Equities Climb as Markets Eye Upcoming FOMC Meeting

  • Markets are almost fully pricing a 25-bps Fed rate cut this week.
  • The S&P 500 has gained over 27% this year, partly due to Fed rate cut optimism.
  • Economists expect US retail sales to jump from 0.4% to 0.6%.

Equities rose on Monday, with the Nasdaq hitting record highs as market participants looked forward to the upcoming FOMC policy meeting. At the same time, investors absorbed mixed PMI data from the US that showed pockets of weakness and strength in the economy. 

The Federal Reserve will hold its policy meeting on Wednesday, and markets are almost fully pricing a 25-bps rate cut. December rate cut expectations have risen despite upbeat US economic data. Policymakers have supported this move because inflation has come in line with expectations.

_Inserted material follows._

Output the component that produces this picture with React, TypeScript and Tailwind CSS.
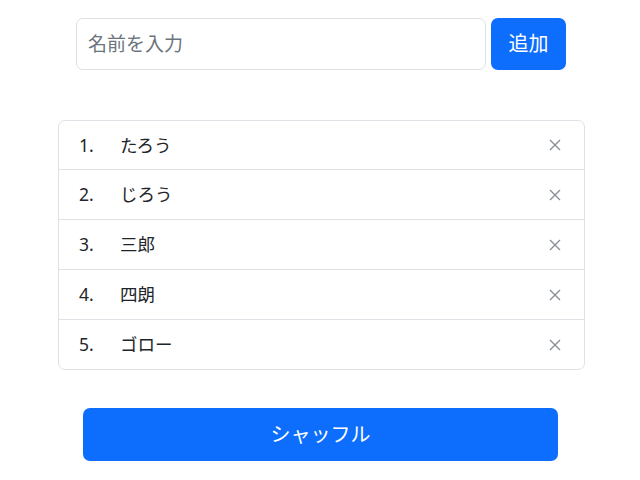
import React, { useState } from "react";

const font = { fontFamily: '"Noto Sans", "Noto Sans CJK JP", sans-serif' };

export default function App() {
  const [names] = useState(["たろう", "じろう", "三郎", "四朗", "ゴロー"]);

  return (
    <div className="w-[640px] h-[480px] bg-white text-[#212529]" style={font}>
      <div className="flex gap-[5px] pl-[76px] pt-[18px]">
        <input
          className="w-[410px] h-[52px] rounded-[7px] border border-[#dee2e6] px-[11px] text-[19px] placeholder:text-[#6c757d] outline-none"
          placeholder="名前を入力"
        />
        <button className="w-[75px] h-[52px] rounded-[7px] bg-[#0d6efd] text-white text-[20px]">追加</button>
      </div>

      <ul className="ml-[58px] mt-[50px] w-[527px] rounded-[7px] border border-[#dee2e6]">
        {names.map((name, i) => (
          <li
            key={name}
            className="flex items-center h-[50px] first:h-[48px] pl-[20px] pr-[23px] border-t border-[#dee2e6] first:border-t-0 text-[17.5px]"
          >
            <span className="w-[41px]">{i + 1}.</span>
            <span className="flex-1">{name}</span>
            <svg width="12" height="12" viewBox="0 0 12 12" className="text-[#8a8f95]">
              <path d="M1 1L11 11M11 1L1 11" stroke="currentColor" strokeWidth="1.4" />
            </svg>
          </li>
        ))}
      </ul>

      <button className="ml-[83px] mt-[38px] w-[475px] h-[53px] rounded-[7px] bg-[#0d6efd] text-white text-[20px]">シャッフル</button>
    </div>
  );
}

Consequently, equities rose due to optimism about lower borrowing costs. 

Notably, the S&P 500 has gained over 27% this year, partly due to Fed rate cut optimism. The anticipation of the first rate cut was enough to propel stocks higher. Finally, the US central bank implemented its first rate cut in September. Moreover, market participants were expecting an aggressive easing cycle. However, that outlook changed as more data revealed economic resilience in the US. 

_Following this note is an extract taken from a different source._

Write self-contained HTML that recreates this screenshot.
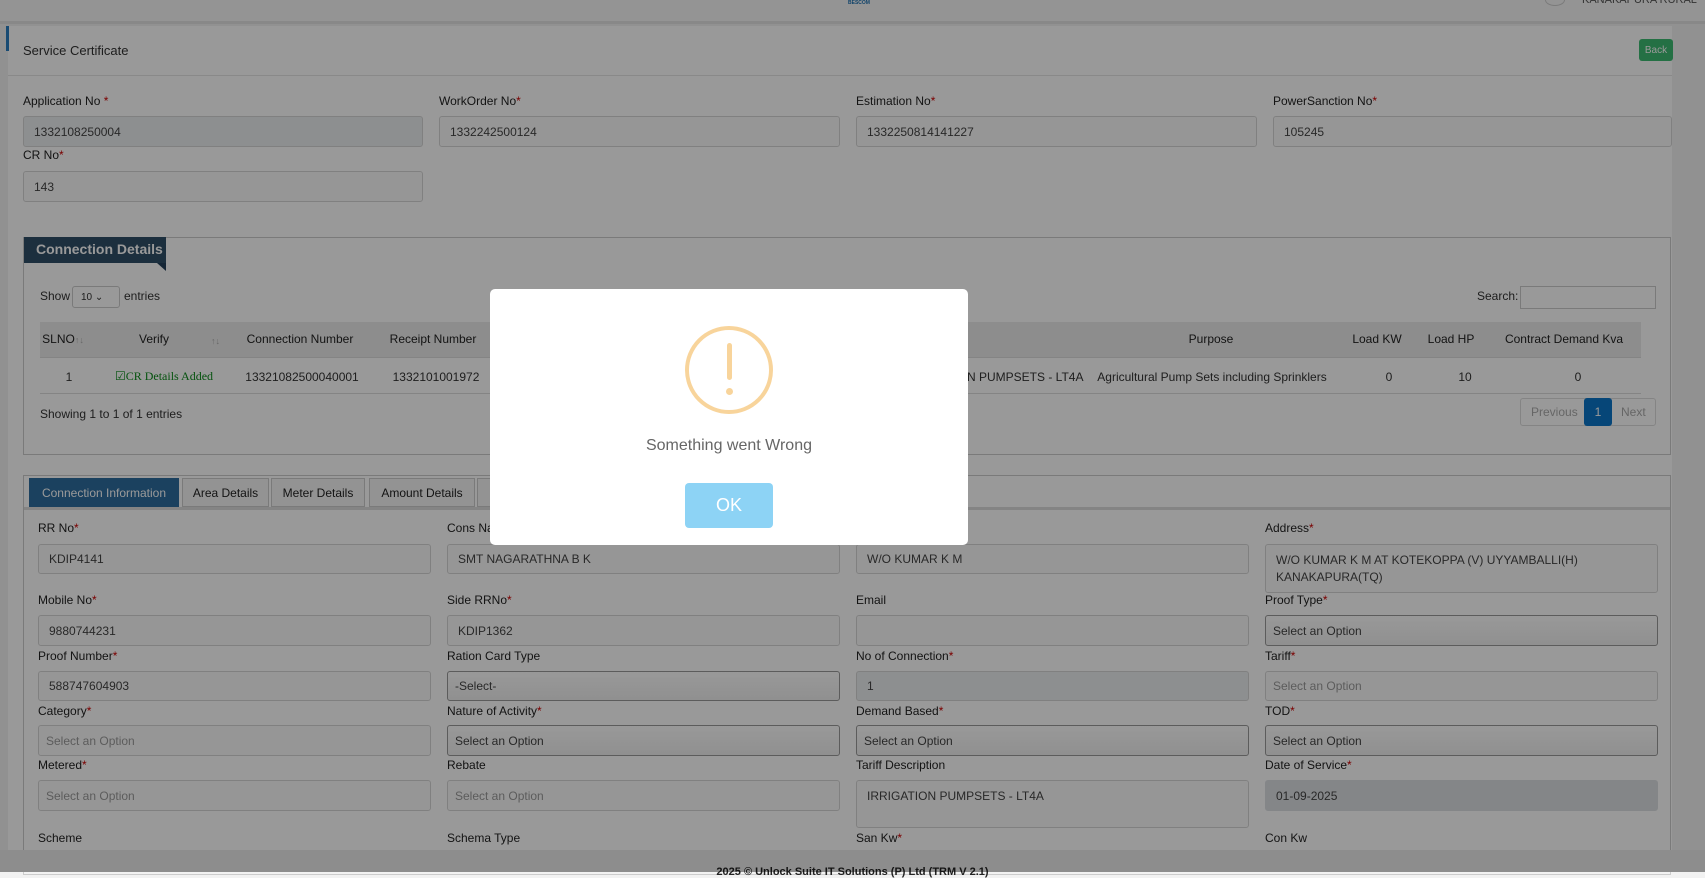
<!DOCTYPE html>
<html><head><meta charset="utf-8"><style>
*{box-sizing:border-box;margin:0;padding:0}
body{width:1705px;height:872px;overflow:hidden;font-family:"Liberation Sans",Arial,sans-serif;font-size:12px;color:#333;background:#f2f2f2;position:relative}
.abs{position:absolute}
.hdr{left:0;top:0;width:1705px;height:24px;background:#f7f7f7;border-bottom:3px solid #e3e3e3}
.panel{left:8px;top:26px;width:1664px;height:830px;background:#fff}
.lbl{position:absolute;font-size:12px;color:#222}
.lbl b{color:#c00;font-weight:normal}
.inp{position:absolute;border:1px solid #d6d6d6;border-radius:3px;background:#fff;font-size:12px;color:#444;padding:0 10px;display:flex;align-items:center}
.ro{background:#fbfbfb}
.dis{background:#eceef1}
.sel{border:1px solid #999;background:linear-gradient(#fff,#f0f0f0);color:#444;padding-left:7px}
.ph{color:#999}
.th{position:absolute;font-size:12px;color:#222;transform:translateX(-50%)}
.td{position:absolute;font-size:12px;color:#333;transform:translateX(-50%)}
.tab{position:absolute;top:478px;height:29px;border:1px solid #ccc;background:#f5f5f5;font-size:12px;display:flex;align-items:center;justify-content:center;color:#222}
.ov{left:0;top:0;width:1705px;height:872px;background:rgba(0,0,0,0.4)}
</style></head><body>
<div class="abs hdr"></div>
<div class="abs" style="left:848px;top:0;font-size:5px;color:#1a6fb0;font-weight:bold">BESCOM</div>
<div class="abs" style="left:1545px;top:-6px;width:20px;height:12px;border:1px solid #ccc;border-radius:50%"></div>
<div class="abs" style="left:1582px;top:-6px;font-size:11px;color:#555">KANAKAPURA RURAL</div>
<div class="abs panel"></div>
<div class="abs" style="left:8px;top:26px;width:1664px;height:50px;border-bottom:1px solid #e5e5e5"></div>
<div class="abs" style="left:6px;top:26px;width:3px;height:25px;background:#2a7dc0"></div>
<div class="abs" style="left:23px;top:43px;font-size:13px;color:#333">Service Certificate</div>
<div class="abs" style="left:1639px;top:39px;width:34px;height:22px;background:#3dbb72;border-radius:3px;color:#fff;font-size:10px;display:flex;align-items:center;justify-content:center">Back</div>

<div class="lbl" style="left:23px;top:94px">Application No <b>*</b></div>
<div class="inp dis" style="left:23px;top:116px;width:400px;height:31px">1332108250004</div>
<div class="lbl" style="left:439px;top:94px">WorkOrder No<b>*</b></div>
<div class="inp ro" style="left:439px;top:116px;width:401px;height:31px">1332242500124</div>
<div class="lbl" style="left:856px;top:94px">Estimation No<b>*</b></div>
<div class="inp ro" style="left:856px;top:116px;width:401px;height:31px">1332250814141227</div>
<div class="lbl" style="left:1273px;top:94px">PowerSanction No<b>*</b></div>
<div class="inp ro" style="left:1273px;top:116px;width:399px;height:31px">105245</div>
<div class="lbl" style="left:23px;top:148px">CR No<b>*</b></div>
<div class="inp ro" style="left:23px;top:171px;width:400px;height:31px">143</div>

<div class="abs" style="left:23px;top:237px;width:1648px;height:218px;border:1px solid #ccc"></div>
<div class="abs" style="left:24px;top:237px;width:142px;height:26px;background:#2f4f68;color:#fff;font-size:14px;font-weight:bold;padding:4px 0 0 12px">Connection Details</div>
<div class="abs" style="left:157px;top:263px;width:0;height:0;border-top:8px solid #24405a;border-left:9px solid transparent"></div>
<div class="abs" style="left:40px;top:289px;font-size:12px">Show</div>
<div class="abs" style="left:72px;top:286px;width:48px;height:22px;border:1px solid #ccc;border-radius:3px;font-size:10px;padding:5px 0 0 8px">10 &#8964;</div>
<div class="abs" style="left:124px;top:289px;font-size:12px">entries</div>
<div class="abs" style="left:1477px;top:289px;font-size:12px">Search:</div>
<div class="abs" style="left:1520px;top:286px;width:136px;height:23px;border:1px solid #ccc"></div>
<div class="abs" style="left:40px;top:322px;width:1601px;height:36px;background:#ececec;border-bottom:1px solid #ddd"></div>
<div class="abs" style="left:40px;top:358px;width:1601px;height:36px;border-bottom:1px solid #ddd"></div>
<div class="th" style="left:63px;top:332px">SLNO<span style="color:#aaa;font-size:9px">↑↓</span></div>
<div class="th" style="left:154px;top:332px">Verify</div>
<div class="abs" style="left:211px;top:336px;color:#aaa;font-size:9px">↑↓</div>
<div class="th" style="left:300px;top:332px">Connection Number</div>
<div class="th" style="left:433px;top:332px">Receipt Number</div>
<div class="th" style="left:1211px;top:332px">Purpose</div>
<div class="th" style="left:1377px;top:332px">Load KW</div>
<div class="th" style="left:1451px;top:332px">Load HP</div>
<div class="th" style="left:1564px;top:332px">Contract Demand Kva</div>
<div class="td" style="left:69px;top:370px">1</div>
<div class="td" style="left:164px;top:369px;color:#0a8a1a;font-family:'Liberation Serif',serif">☑CR Details Added</div>
<div class="td" style="left:302px;top:370px">13321082500040001</div>
<div class="td" style="left:436px;top:370px">1332101001972</div>
<div class="td" style="left:995px;top:370px">IRRIGATION PUMPSETS - LT4A</div>
<div class="td" style="left:1212px;top:370px">Agricultural Pump Sets including Sprinklers</div>
<div class="td" style="left:1389px;top:370px">0</div>
<div class="td" style="left:1465px;top:370px">10</div>
<div class="td" style="left:1578px;top:370px">0</div>
<div class="abs" style="left:40px;top:407px;font-size:12px">Showing 1 to 1 of 1 entries</div>
<div class="abs" style="left:1520px;top:398px;width:136px;height:28px;border:1px solid #ddd;border-radius:3px"></div>
<div class="abs" style="left:1531px;top:405px;color:#aaa;font-size:12px">Previous</div>
<div class="abs" style="left:1584px;top:398px;width:28px;height:28px;background:#0b75c9;border-radius:3px;color:#fff;text-align:center;line-height:28px">1</div>
<div class="abs" style="left:1621px;top:405px;color:#aaa;font-size:12px">Next</div>

<div class="abs" style="left:23px;top:475px;width:1648px;height:400px;border:1px solid #ccc"></div>
<div class="abs" style="left:24px;top:507px;width:1646px;height:3px;background:#ddd"></div>
<div class="tab" style="left:29px;width:150px;background:#2e6d9e;color:#fff;border-color:#2e6d9e">Connection Information</div>
<div class="tab" style="left:182px;width:87px">Area Details</div>
<div class="tab" style="left:271px;width:94px">Meter Details</div>
<div class="tab" style="left:369px;width:106px">Amount Details</div>
<div class="tab" style="left:477px;width:60px"></div>

<div class="lbl" style="left:38px;top:521px">RR No<b>*</b></div>
<div class="inp ro" style="left:38px;top:544px;width:393px;height:30px">KDIP4141</div>
<div class="lbl" style="left:447px;top:521px">Cons Name<b>*</b></div>
<div class="inp ro" style="left:447px;top:544px;width:393px;height:30px">SMT NAGARATHNA B K</div>
<div class="lbl" style="left:856px;top:521px">Father Name<b>*</b></div>
<div class="inp ro" style="left:856px;top:544px;width:393px;height:30px">W/O KUMAR K M</div>
<div class="lbl" style="left:1265px;top:521px">Address<b>*</b></div>
<div class="inp ro" style="left:1265px;top:544px;width:393px;height:49px;line-height:17px">W/O KUMAR K M AT KOTEKOPPA (V) UYYAMBALLI(H) KANAKAPURA(TQ)</div>

<div class="lbl" style="left:38px;top:593px">Mobile No<b>*</b></div>
<div class="inp ro" style="left:38px;top:615px;width:393px;height:31px">9880744231</div>
<div class="lbl" style="left:447px;top:593px">Side RRNo<b>*</b></div>
<div class="inp ro" style="left:447px;top:615px;width:393px;height:31px">KDIP1362</div>
<div class="lbl" style="left:856px;top:593px">Email</div>
<div class="inp ro" style="left:856px;top:615px;width:393px;height:31px"></div>
<div class="lbl" style="left:1265px;top:593px">Proof Type<b>*</b></div>
<div class="inp sel" style="left:1265px;top:615px;width:393px;height:31px">Select an Option</div>

<div class="lbl" style="left:38px;top:649px">Proof Number<b>*</b></div>
<div class="inp ro" style="left:38px;top:671px;width:393px;height:30px">588747604903</div>
<div class="lbl" style="left:447px;top:649px">Ration Card Type</div>
<div class="inp sel" style="left:447px;top:671px;width:393px;height:30px">-Select-</div>
<div class="lbl" style="left:856px;top:649px">No of Connection<b>*</b></div>
<div class="inp dis" style="left:856px;top:671px;width:393px;height:30px">1</div>
<div class="lbl" style="left:1265px;top:649px">Tariff<b>*</b></div>
<div class="inp ro ph" style="left:1265px;top:671px;width:393px;height:30px;padding-left:7px">Select an Option</div>

<div class="lbl" style="left:38px;top:704px">Category<b>*</b></div>
<div class="inp ro ph" style="left:38px;top:725px;width:393px;height:31px;padding-left:7px">Select an Option</div>
<div class="lbl" style="left:447px;top:704px">Nature of Activity<b>*</b></div>
<div class="inp sel" style="left:447px;top:725px;width:393px;height:31px">Select an Option</div>
<div class="lbl" style="left:856px;top:704px">Demand Based<b>*</b></div>
<div class="inp sel" style="left:856px;top:725px;width:393px;height:31px">Select an Option</div>
<div class="lbl" style="left:1265px;top:704px">TOD<b>*</b></div>
<div class="inp sel" style="left:1265px;top:725px;width:393px;height:31px">Select an Option</div>

<div class="lbl" style="left:38px;top:758px">Metered<b>*</b></div>
<div class="inp ro ph" style="left:38px;top:780px;width:393px;height:31px;padding-left:7px">Select an Option</div>
<div class="lbl" style="left:447px;top:758px">Rebate</div>
<div class="inp ro ph" style="left:447px;top:780px;width:393px;height:31px;padding-left:7px">Select an Option</div>
<div class="lbl" style="left:856px;top:758px">Tariff Description</div>
<div class="inp ro" style="left:856px;top:780px;width:393px;height:48px;align-items:flex-start;padding-top:8px">IRRIGATION PUMPSETS - LT4A</div>
<div class="lbl" style="left:1265px;top:758px">Date of Service<b>*</b></div>
<div class="inp" style="left:1265px;top:780px;width:393px;height:31px;background:#dcdfe3;border-color:#dcdfe3">01-09-2025</div>

<div class="lbl" style="left:38px;top:831px">Scheme</div>
<div class="lbl" style="left:447px;top:831px">Schema Type</div>
<div class="lbl" style="left:856px;top:831px">San Kw<b>*</b></div>
<div class="lbl" style="left:1265px;top:831px">Con Kw</div>

<div class="abs" style="left:0;top:850px;width:1705px;height:22px;background:#ececec;text-align:center;font-size:11px;font-weight:bold;padding-top:16px;color:#222">2025 © Unlock Suite IT Solutions (P) Ltd (TRM V 2.1)</div>

<div class="abs ov"></div>

<div class="abs" style="left:490px;top:289px;width:478px;height:256px;background:#fff;border-radius:5px"></div>
<div class="abs" style="left:685px;top:326px;width:88px;height:88px;border:4px solid #f8d49b;border-radius:50%"></div>
<div class="abs" style="left:727px;top:343px;width:5px;height:37px;background:#f8d49b;border-radius:3px"></div>
<div class="abs" style="left:726px;top:388px;width:7px;height:7px;background:#f8d49b;border-radius:50%"></div>
<div class="abs" style="left:490px;top:437px;width:478px;text-align:center;font-size:16px;color:#666">Something went Wrong</div>
<div class="abs" style="left:685px;top:483px;width:88px;height:45px;background:#8dd3f5;border-radius:4px;color:#fff;font-size:18px;text-align:center;line-height:45px">OK</div>
</body></html>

Nevertheless, factors like AI optimism and a Trump win have supported prices to close the year with multiple record highs. Trump’s victory in November shifted the outlook for the US economy, especially stocks. His proposals on tax cuts and tariffs on imported goods will likely boost local demand next year. As a result, experts believe the outlook for equities is bright. 

Elsewhere, data on Monday showed a mixed picture of the US economy. Business activity in the manufacturing sector unexpectedly dropped. The flash PMI for December fell to 48.3. Meanwhile, economists had forecast a slight increase from 49.7 to 49.8. 

US services PMI (Source: S&P Global)

US services PMI (Source: S&P Global)

However, a sharp improvement in the services sector provided strong support. The service sector PMI came in at 58.5, well above estimates of 55.7. 

If this economic resilience continues next year, it might complicate the Fed’s easing cycle. This will be bearish for equities as rates will likely remain high. The next key report will show the state of consumer spending in the economy. Economists expect retail sales to jump from 0.4% to 0.6%. A better-than-expected reading will lower expectations for Fed rate cuts in 2025. On the other hand, weak consumer spending might boost rate-cut bets.